LIST_INLIST_ATOMIC(e)
Atomically check if the list element's next pointer points to anything
different from itself, implying the element should be part of a
list. This usually is similar to LIST_INLIST() except that while that
one might be instrumented using debugging code to perform further
consistency checks, the macro below guarantees to always perform a
single atomic test and is safe to use with barriers.
LIST_NEXT(l, t, m)
Return a pointer of type <t> to a structure following the element which
contains list head <l>, which is known as member <m> in struct <t>.
LIST_PREV(l, t, m)
Return a pointer of type <t> to a structure preceding the element which
contains list head <l>, which is known as member <m> in struct <t>.
Note that this macro is first undefined as it happened to already exist
on some old OSes.
list_for_each_entry(i, l, m)
Iterate local variable <i> through a list of items of type "typeof(*i)"
which are linked via a "struct list" member named <m>. A pointer to the
head of the list is passed in <l>. No temporary variable is needed.
Note that <i> must not be modified during the loop.
list_for_each_entry_from(i, l, m)
Same as list_for_each_entry() but starting from current value of <i>
instead of the list's head.
list_for_each_entry_from_rev(i, l, m)
Same as list_for_each_entry_rev() but starting from current value of <i>
instead of the list's head.
list_for_each_entry_rev(i, l, m)
Iterate backwards local variable <i> through a list of items of type
"typeof(*i)" which are linked via a "struct list" member named <m>. A
pointer to the head of the list is passed in <l>. No temporary variable
is needed. Note that <i> must not be modified during the loop.
list_for_each_entry_safe(i, b, l, m)
Iterate variable <i> through a list of items of type "typeof(*i)" which
are linked via a "struct list" member named <m>. A pointer to the head
of the list is passed in <l>. A temporary backup variable <b> of same
type as <i> is needed so that <i> may safely be deleted if needed. Note
that it is only permitted to delete <i> and no other element during
this operation!
list_for_each_entry_safe_from(i, b, l, m)

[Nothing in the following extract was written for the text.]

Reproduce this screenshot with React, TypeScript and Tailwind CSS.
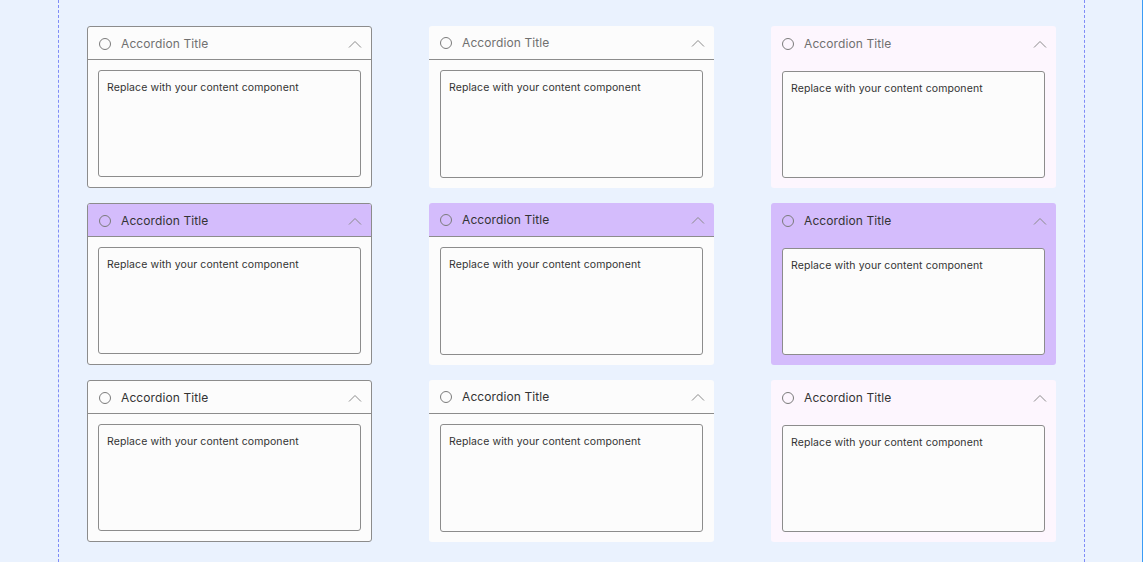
import React from 'react';

type Variant = {
  border: boolean;
  bg: string;
  headerBg: string;
  divider: boolean;
  titleColor: string;
};

const Circle = () => (
  <svg width="14" height="14" viewBox="0 0 14 14" className="shrink-0">
    <circle cx="7" cy="7" r="5.5" fill="none" stroke="#7a7a7a" strokeWidth="1" />
  </svg>
);

const Chevron = () => (
  <svg width="14" height="8" viewBox="0 0 14 8" className="shrink-0">
    <path d="M1 7.5L7 1.5L13 7.5" fill="none" stroke="#8a8a8a" strokeWidth="1" />
  </svg>
);

const AccordionCard = ({ v }: { v: Variant }) => (
  <div
    className={`flex h-[162px] w-[285px] flex-col overflow-hidden rounded-[3px] ${v.bg} ${
      v.border ? 'border border-[#8c8c8c]' : ''
    }`}
  >
    <div
      className={`flex shrink-0 items-center pl-[10px] pr-[9px] pt-px ${v.headerBg} ${
        v.divider ? 'border-b border-[#8c8c8c]' : ''
      } ${v.border ? 'h-[33px]' : 'h-[34px]'}`}
    >
      <Circle />
      <span className={`ml-[9px] flex-1 text-[12px] tracking-[0.1px] ${v.titleColor}`}>
        Accordion Title
      </span>
      <Chevron />
    </div>
    <div
      className={`mb-[10px] flex-1 rounded-[3px] border border-[#8c8c8c] bg-[#fcfcfc] pl-[8px] pt-[9px] text-[10.5px] tracking-[0.1px] text-[#333] ${
        v.border ? 'mx-[10px]' : 'mx-[11px]'
      } ${v.divider ? 'mt-[10px]' : 'mt-[11px]'}`}
    >
      Replace with your content component
    </div>
  </div>
);

const plain: Variant[] = [
  { border: true, bg: 'bg-[#fcfcfc]', headerBg: '', divider: true, titleColor: 'text-[#707070]' },
  { border: false, bg: 'bg-[#fcfcfc]', headerBg: '', divider: true, titleColor: 'text-[#707070]' },
  { border: false, bg: 'bg-[#fdf6fe]', headerBg: '', divider: false, titleColor: 'text-[#707070]' },
];

const active: Variant[] = [
  { border: true, bg: 'bg-[#fcfcfc]', headerBg: 'bg-[#d4bcfc]', divider: true, titleColor: 'text-[#333]' },
  { border: false, bg: 'bg-[#fcfcfc]', headerBg: 'bg-[#d4bcfc]', divider: true, titleColor: 'text-[#333]' },
  { border: false, bg: 'bg-[#d4bcfc]', headerBg: '', divider: false, titleColor: 'text-[#333]' },
];

const last: Variant[] = plain.map((p) => ({ ...p, titleColor: 'text-[#333]' }));

export default function App() {
  const rows = [plain, active, last];
  return (
    <div
      className="flex h-[562px] w-[1143px] overflow-hidden bg-[#eaf2fe]"
      style={{ fontFamily: 'Inter, "Open Sans", sans-serif' }}
    >
      <div className="w-[58px] shrink-0" />
      <div className="flex w-[1027px] shrink-0 flex-col gap-[15px] border-x border-dashed border-x-[#7f8cf7] pl-[28px] pt-[26px]">
        {rows.map((row, i) => (
          <div key={i} className="flex gap-[57px]">
            {row.map((v, j) => (
              <AccordionCard key={j} v={v} />
            ))}
          </div>
        ))}
      </div>
      <div className="flex-1" />
      <div className="w-px shrink-0 bg-[#3b9cf5]" />
    </div>
  );
}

Same as list_for_each_entry_safe() but starting from current value of
<i> instead of the list's head.
list_for_each_entry_safe_from_rev(i, b, l, m)
Same as list_for_each_entry_safe_rev() but starting from current value
of <i> instead of the list's head.
list_for_each_entry_safe_rev(i, b, l, m)
Iterate backwards local variable <i> through a list of items of type
"typeof(*i)" which are linked via a "struct list" member named <m>. A
pointer to the head of the list is passed in <l>. A temporary variable
<b> of same type as <i> is needed so that <i> may safely be deleted if
needed. Note that it is only permitted to delete <i> and no other
element during this operation!
3. Notes
--------
- This API is quite old and some macros are missing. For example there's still
no list_first() so it's common to use LIST_ELEM(head->n, ...) instead. Some
older parts of the code also used to rely on list_for_each() followed by a
break to stop on the first element.
- Some parts were recently renamed because LIST_ADD() used to do what
LIST_INSERT() currently does and was often mistaken with LIST_ADDQ() which is
what LIST_APPEND() now is. As such it is not totally impossible that some
places use a LIST_INSERT() where a LIST_APPEND() would be desired.
- The structure must not be modified at all (even to add debug info). Some
parts of the code assume that its layout is exactly this one, particularly
the parts ensuring the casting between MT lists and lists.